** STATED TASK **
Find each line holding the word "React" and give the number of such lines, nothing else.

** INFORMATION SUPPLIED **
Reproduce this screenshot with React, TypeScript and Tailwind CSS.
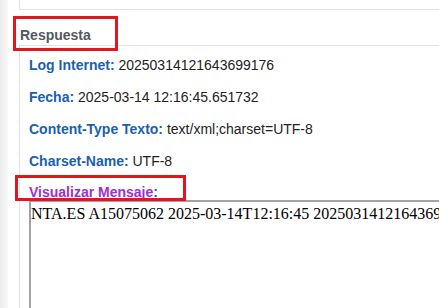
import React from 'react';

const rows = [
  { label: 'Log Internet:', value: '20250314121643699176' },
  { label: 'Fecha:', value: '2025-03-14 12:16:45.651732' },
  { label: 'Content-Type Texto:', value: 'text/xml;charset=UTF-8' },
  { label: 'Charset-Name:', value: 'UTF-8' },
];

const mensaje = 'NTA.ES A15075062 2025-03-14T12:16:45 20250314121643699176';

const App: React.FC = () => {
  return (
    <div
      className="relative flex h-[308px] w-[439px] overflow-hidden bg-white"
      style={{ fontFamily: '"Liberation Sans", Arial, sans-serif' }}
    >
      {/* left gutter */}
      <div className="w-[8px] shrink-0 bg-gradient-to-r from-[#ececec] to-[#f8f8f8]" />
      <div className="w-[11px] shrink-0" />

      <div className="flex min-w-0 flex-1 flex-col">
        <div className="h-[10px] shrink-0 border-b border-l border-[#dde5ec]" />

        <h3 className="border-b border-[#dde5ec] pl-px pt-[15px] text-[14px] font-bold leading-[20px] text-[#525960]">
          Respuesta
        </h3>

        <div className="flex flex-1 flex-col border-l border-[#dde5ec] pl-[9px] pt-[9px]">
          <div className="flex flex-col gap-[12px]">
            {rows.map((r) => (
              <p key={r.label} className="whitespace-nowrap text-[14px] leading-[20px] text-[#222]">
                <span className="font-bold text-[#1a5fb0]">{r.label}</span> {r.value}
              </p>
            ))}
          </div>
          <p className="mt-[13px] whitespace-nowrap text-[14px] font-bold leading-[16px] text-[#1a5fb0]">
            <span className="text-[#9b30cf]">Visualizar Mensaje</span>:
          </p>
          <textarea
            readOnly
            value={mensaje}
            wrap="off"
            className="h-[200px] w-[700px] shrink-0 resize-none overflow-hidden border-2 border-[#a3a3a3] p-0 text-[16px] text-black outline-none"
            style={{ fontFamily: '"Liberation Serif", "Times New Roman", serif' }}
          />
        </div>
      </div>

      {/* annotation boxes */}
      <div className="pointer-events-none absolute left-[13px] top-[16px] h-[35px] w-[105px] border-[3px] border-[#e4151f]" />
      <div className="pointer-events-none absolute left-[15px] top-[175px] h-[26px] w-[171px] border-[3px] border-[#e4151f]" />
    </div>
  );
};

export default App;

==

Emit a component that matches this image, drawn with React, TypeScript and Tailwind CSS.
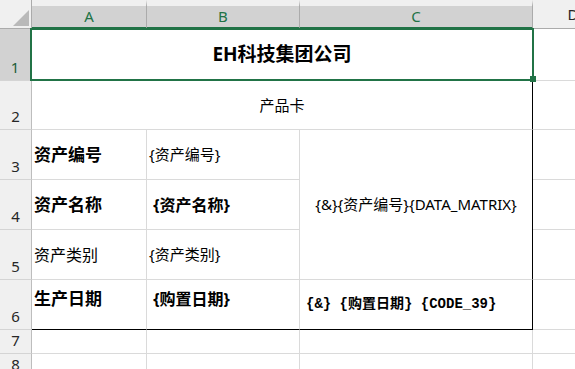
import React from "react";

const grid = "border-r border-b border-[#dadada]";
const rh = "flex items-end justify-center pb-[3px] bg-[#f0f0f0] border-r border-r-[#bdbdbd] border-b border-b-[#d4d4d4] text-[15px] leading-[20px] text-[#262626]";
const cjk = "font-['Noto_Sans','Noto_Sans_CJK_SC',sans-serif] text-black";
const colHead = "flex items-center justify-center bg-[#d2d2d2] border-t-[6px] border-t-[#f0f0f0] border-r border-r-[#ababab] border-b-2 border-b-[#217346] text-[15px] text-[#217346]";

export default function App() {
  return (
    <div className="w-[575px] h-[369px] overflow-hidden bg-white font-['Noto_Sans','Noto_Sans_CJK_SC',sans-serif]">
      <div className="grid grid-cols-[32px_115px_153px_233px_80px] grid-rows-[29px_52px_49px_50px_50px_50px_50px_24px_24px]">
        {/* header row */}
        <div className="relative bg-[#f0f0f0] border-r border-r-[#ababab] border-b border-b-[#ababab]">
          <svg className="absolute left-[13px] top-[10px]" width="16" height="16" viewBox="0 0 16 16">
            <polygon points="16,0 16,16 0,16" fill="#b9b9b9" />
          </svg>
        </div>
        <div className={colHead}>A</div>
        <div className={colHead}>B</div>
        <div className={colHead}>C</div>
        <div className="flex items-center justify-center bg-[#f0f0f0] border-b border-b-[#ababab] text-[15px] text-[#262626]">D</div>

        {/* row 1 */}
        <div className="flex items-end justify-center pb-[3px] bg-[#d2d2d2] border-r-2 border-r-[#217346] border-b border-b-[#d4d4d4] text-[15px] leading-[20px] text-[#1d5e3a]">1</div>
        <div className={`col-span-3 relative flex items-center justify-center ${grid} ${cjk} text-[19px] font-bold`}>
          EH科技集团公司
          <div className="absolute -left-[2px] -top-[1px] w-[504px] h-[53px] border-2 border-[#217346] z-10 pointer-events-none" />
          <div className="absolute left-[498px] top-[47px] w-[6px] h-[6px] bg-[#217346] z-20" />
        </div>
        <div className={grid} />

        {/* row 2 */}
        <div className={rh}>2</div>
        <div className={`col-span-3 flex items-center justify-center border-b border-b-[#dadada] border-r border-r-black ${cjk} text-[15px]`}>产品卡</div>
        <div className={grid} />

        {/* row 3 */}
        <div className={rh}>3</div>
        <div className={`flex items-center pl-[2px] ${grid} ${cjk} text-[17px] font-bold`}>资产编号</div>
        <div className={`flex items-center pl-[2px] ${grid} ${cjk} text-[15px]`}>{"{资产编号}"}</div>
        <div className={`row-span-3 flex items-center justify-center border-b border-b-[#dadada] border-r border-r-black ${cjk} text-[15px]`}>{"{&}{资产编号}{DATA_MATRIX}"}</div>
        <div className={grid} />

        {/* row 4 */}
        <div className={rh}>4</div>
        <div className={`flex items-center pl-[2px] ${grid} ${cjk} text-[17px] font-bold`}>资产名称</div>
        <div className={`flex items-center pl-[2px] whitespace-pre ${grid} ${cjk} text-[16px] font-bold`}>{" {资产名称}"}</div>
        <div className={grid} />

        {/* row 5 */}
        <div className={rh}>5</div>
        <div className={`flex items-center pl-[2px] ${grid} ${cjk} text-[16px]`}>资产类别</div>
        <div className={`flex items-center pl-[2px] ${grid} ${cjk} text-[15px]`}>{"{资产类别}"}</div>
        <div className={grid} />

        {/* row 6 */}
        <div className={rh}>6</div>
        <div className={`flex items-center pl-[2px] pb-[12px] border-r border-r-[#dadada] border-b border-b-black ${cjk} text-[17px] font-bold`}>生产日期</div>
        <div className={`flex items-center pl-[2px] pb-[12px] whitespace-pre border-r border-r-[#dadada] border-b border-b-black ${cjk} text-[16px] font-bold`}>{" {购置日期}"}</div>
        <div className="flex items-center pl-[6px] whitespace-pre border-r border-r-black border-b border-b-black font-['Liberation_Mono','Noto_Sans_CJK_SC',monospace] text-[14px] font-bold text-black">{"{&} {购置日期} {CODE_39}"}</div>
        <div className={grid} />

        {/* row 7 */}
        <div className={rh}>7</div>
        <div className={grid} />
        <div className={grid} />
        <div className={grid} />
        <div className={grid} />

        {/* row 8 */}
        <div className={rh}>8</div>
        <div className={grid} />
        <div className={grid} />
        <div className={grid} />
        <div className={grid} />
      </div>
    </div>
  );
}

** RESPONSE **
5